> Task statement: Filter the lines below, copying only those with the string "this".
____________
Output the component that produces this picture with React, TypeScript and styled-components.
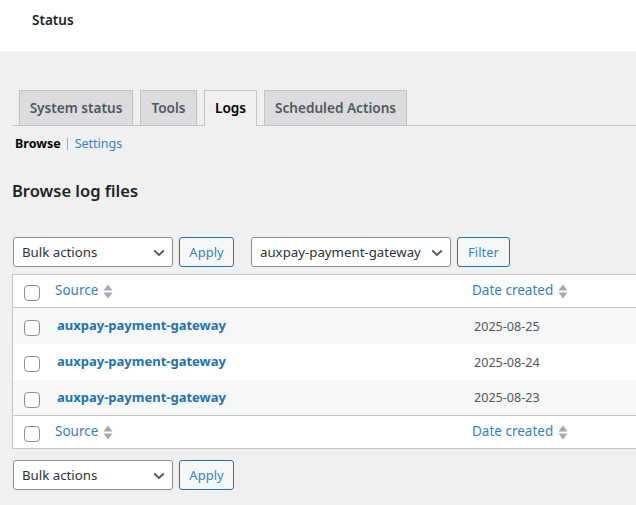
import styled, { createGlobalStyle } from "styled-components";

const rows = [
	{ source: "auxpay-payment-gateway", date: "2025-08-25", striped: true },
	{ source: "auxpay-payment-gateway", date: "2025-08-24", striped: false },
	{ source: "auxpay-payment-gateway", date: "2025-08-23", striped: true },
];

const tabs = [
	{ name: "System status", width: 114 },
	{ name: "Tools", width: 57 },
	{ name: "Logs", width: 53 },
	{ name: "Scheduled Actions", width: 143 },
];

const SortArrows = () => (
	<SortIcon width="10" height="15" viewBox="0 0 10 15">
		<path d="M5 0.5 L9.5 6.5 H0.5 Z" fill="#a7aaad" />
		<path d="M5 14.5 L9.5 8.5 H0.5 Z" fill="#a7aaad" />
	</SortIcon>
);

const Dropdown = ({ label, width }: { label: string; width: number }) => (
	<SelectWrap $width={width}>
		<Select defaultValue={label}>
			<option>{label}</option>
		</Select>
		<Chevron width="12" height="8" viewBox="0 0 12 8">
			<path d="M1.2 1.5 L6 6 L10.8 1.5" fill="none" stroke="#50575e" strokeWidth="1.8" />
		</Chevron>
	</SelectWrap>
);

const HeadRow = ({ footer }: { footer?: boolean }) => (
	<tr>
		<CheckCell $footer={footer} $head>
			<Check type="checkbox" />
		</CheckCell>
		<HeadCell $footer={footer}>
			<SortLink href="#">
				Source
				<SortArrows />
			</SortLink>
		</HeadCell>
		<HeadCell $footer={footer}>
			<SortLink href="#">
				Date created
				<SortArrows />
			</SortLink>
		</HeadCell>
	</tr>
);

export default function App() {
	return (
		<>
			<GlobalStyle />
			<Page>
				<TopBar>Status</TopBar>
				<Content>
					<TabBar>
						{tabs.map((tab) => (
							<Tab key={tab.name} $active={tab.name === "Logs"} $width={tab.width}>
								{tab.name}
							</Tab>
						))}
					</TabBar>
					<SubNav>
						<strong>Browse</strong>
						<Divider />
						<SubLink href="#">Settings</SubLink>
					</SubNav>
					<Heading>Browse log files</Heading>
					<Toolbar>
						<Dropdown label="Bulk actions" width={160} />
						<Button $width={55}>Apply</Button>
						<Spacer />
						<Dropdown label="auxpay-payment-gateway" width={200} />
						<Button $width={53}>Filter</Button>
					</Toolbar>
					<Table>
						<colgroup>
							<col width="34" />
							<col width="417" />
							<col />
						</colgroup>
						<thead>
							<HeadRow />
						</thead>
						<tbody>
							{rows.map((row) => (
								<Row key={row.date} $striped={row.striped}>
									<CheckCell>
										<Check type="checkbox" />
									</CheckCell>
									<SourceCell>
										<SourceLink href="#">{row.source}</SourceLink>
									</SourceCell>
									<DateCell>{row.date}</DateCell>
								</Row>
							))}
						</tbody>
						<tfoot>
							<HeadRow footer />
						</tfoot>
					</Table>
					<BottomToolbar>
						<Dropdown label="Bulk actions" width={160} />
						<Button $width={55}>Apply</Button>
					</BottomToolbar>
				</Content>
			</Page>
		</>
	);
}

const GlobalStyle = createGlobalStyle`
	html, body {
		margin: 0;
		background: #f0f0f1;
		overflow: hidden;
	}
	body {
		font-family: "Noto Sans", sans-serif;
		font-size: 13px;
		color: #3c434a;
	}
`;
const Page = styled.div`
	width: 636px;
	height: 505px;
	overflow: hidden;
`;
const TopBar = styled.div`
	height: 40px;
	padding: 11px 0 0 32px;
	background: #fff;
	font-size: 13.5px;
	font-weight: 600;
	line-height: 18px;
	color: #1d2327;
`;
const Content = styled.div`
	width: 660px;
	padding: 39px 0 0 12px;
`;
const TabBar = styled.div`
	display: flex;
	gap: 7px;
	height: 35px;
	padding-left: 7px;
	border-bottom: 1px solid #c3c4c7;
`;
const Tab = styled.div<{ $active?: boolean; $width: number }>`
	box-sizing: border-box;
	width: ${({ $width }) => $width}px;
	height: ${({ $active }) => ($active ? "36px" : "35px")};
	border: 1px solid #c3c4c7;
	border-bottom: 0;
	background: ${({ $active }) => ($active ? "#f0f0f1" : "#dcdcde")};
	color: ${({ $active }) => ($active ? "#000" : "#50575e")};
	font-size: 13.6px;
	font-weight: 600;
	line-height: 34px;
	text-align: center;
`;
const SubNav = styled.div`
	display: flex;
	align-items: center;
	height: 18px;
	margin-top: 9px;
	padding-left: 3px;
	font-size: 12.5px;
	line-height: 18px;
	color: #000;
`;
const Divider = styled.span`
	width: 1px;
	height: 12px;
	margin: 0 7px 0 6px;
	background: #a7aaad;
`;
const SubLink = styled.a`
	color: #3582c4;
	text-decoration: none;
`;
const Heading = styled.h2`
	margin: 26px 0 0;
	font-size: 16.5px;
	font-weight: 600;
	line-height: 24px;
	color: #1d2327;
`;
const Toolbar = styled.div`
	display: flex;
	gap: 6px;
	margin: 34px 0 7px 1px;
`;
const BottomToolbar = styled(Toolbar)`
	margin: 11px 0 0 1px;
`;
const Spacer = styled.div`
	width: 5px;
`;
const SelectWrap = styled.div<{ $width: number }>`
	position: relative;
	width: ${({ $width }) => $width}px;
	height: 30px;
`;
const Select = styled.select`
	appearance: none;
	width: 100%;
	height: 100%;
	padding: 0 24px 0 8px;
	border: 1px solid #8c8f94;
	border-radius: 3px;
	background: #fff;
	color: #2c3338;
	font-family: inherit;
	font-size: 13.25px;
`;
const Chevron = styled.svg`
	position: absolute;
	top: 12px;
	right: 8px;
	pointer-events: none;
`;
const Button = styled.button<{ $width: number }>`
	width: ${({ $width }) => $width}px;
	height: 30px;
	padding: 0;
	border: 1px solid #2271b1;
	border-radius: 3px;
	background: #f6f7f7;
	color: #3582c4;
	font-family: inherit;
	font-size: 13px;
`;
const Table = styled.table`
	width: 100%;
	table-layout: fixed;
	border-collapse: separate;
	border-spacing: 0;
	border: 1px solid #c3c4c7;
	background: #fff;
`;
const HeadCell = styled.th<{ $footer?: boolean }>`
	height: 33px;
	padding: 0 0 ${({ $footer }) => ($footer ? "2px" : "3px")} 8px;
	box-sizing: border-box;
	text-align: left;
	font-weight: 400;
	${({ $footer }) =>
		$footer ? "border-top: 1px solid #c3c4c7;" : "border-bottom: 1px solid #c3c4c7;"}
`;
const SortLink = styled.a`
	display: inline-flex;
	align-items: flex-start;
	gap: 5px;
	color: #3582c4;
	font-size: 13.5px;
	line-height: 18px;
	text-decoration: none;
`;
const SortIcon = styled.svg`
	margin-top: 3px;
`;
const Row = styled.tr<{ $striped?: boolean }>`
	background: ${({ $striped }) => ($striped ? "#f6f7f7" : "#fff")};
`;
const CheckCell = styled.td<{ $head?: boolean; $footer?: boolean }>`
	padding: 4px 0 0 11px;
	vertical-align: middle;
	${({ $head, $footer }) =>
		$head ? ($footer ? "border-top: 1px solid #c3c4c7;" : "border-bottom: 1px solid #c3c4c7;") : ""}
`;
const Check = styled.input`
	appearance: none;
	display: block;
	width: 16px;
	height: 16px;
	margin: 0;
	border: 1px solid #8c8f94;
	border-radius: 4px;
	background: #fff;
`;
const SourceCell = styled.td`
	height: 36px;
	padding: 0 0 2px 10px;
	box-sizing: border-box;
	tr:last-child > & {
		height: 35px;
	}
`;
const SourceLink = styled.a`
	color: #2271b1;
	font-size: 13px;
	font-weight: 700;
	text-decoration: none;
`;
const DateCell = styled.td`
	padding: 0 0 0 10px;
	font-size: 12.6px;
	color: #50575e;
`;
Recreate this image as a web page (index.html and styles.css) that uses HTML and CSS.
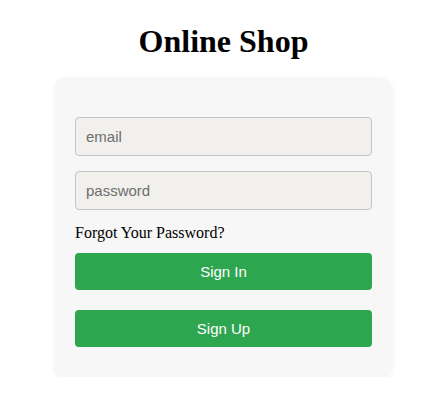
FILE: index.html
```html
<!DOCTYPE html>
<html>
<head>
<meta charset="utf-8">
<link rel="stylesheet" href="styles.css">
</head>
<body>
<main class="page">
  <h1 class="title">Online Shop</h1>
  <form class="card">
    <input class="field" type="email" placeholder="email">
    <input class="field" type="password" placeholder="password">
    <a class="forgot">Forgot Your Password?</a>
    <button class="btn btn-in" type="button">Sign In</button>
    <button class="btn btn-up" type="button">Sign Up</button>
  </form>
</main>
</body>
</html>
```

FILE: styles.css
```css
html, body {
  margin: 0;
  background: #ffffff;
}
body {
  font-family: "Liberation Serif", "Times New Roman", serif;
  color: #000;
}
.page {
  display: flex;
  flex-direction: column;
  align-items: center;
  padding: 0 0 0 6px;
}
.title {
  font-size: 32px;
  font-weight: bold;
  margin: 23px 0 18px;
  line-height: 37px;
}
.card {
  width: 297px;
  background: #f7f7f7;
  border-radius: 10px;
  box-shadow: 0 1px 6px rgba(0, 0, 0, 0.06);
  padding: 39px 20px 30px;
  display: flex;
  flex-direction: column;
}
.field {
  box-sizing: border-box;
  height: 39px;
  width: 100%;
  margin: 0 0 15px;
  padding: 0 10px;
  background: #f1f0ed;
  border: 1px solid #c4c4c4;
  border-radius: 4px;
  font-family: "Liberation Sans", Arial, sans-serif;
  font-size: 15px;
  color: #333;
  outline: none;
}
.field::placeholder {
  color: #6e6e6e;
}
.forgot {
  font-size: 16px;
  line-height: 16px;
  color: #000;
  margin: 0 0 12px;
}
.btn {
  box-sizing: border-box;
  height: 37px;
  width: 100%;
  border: none;
  border-radius: 4px;
  background: #2ea54f;
  color: #fff;
  font-family: "Liberation Sans", Arial, sans-serif;
  font-size: 15px;
  padding: 0;
}
.btn-up {
  margin-top: 20px;
}
```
____________
> Output:
Output the component that produces this picture with React, TypeScript and styled-components.
Recreate this image as a web page (index.html and styles.css) that uses HTML and CSS.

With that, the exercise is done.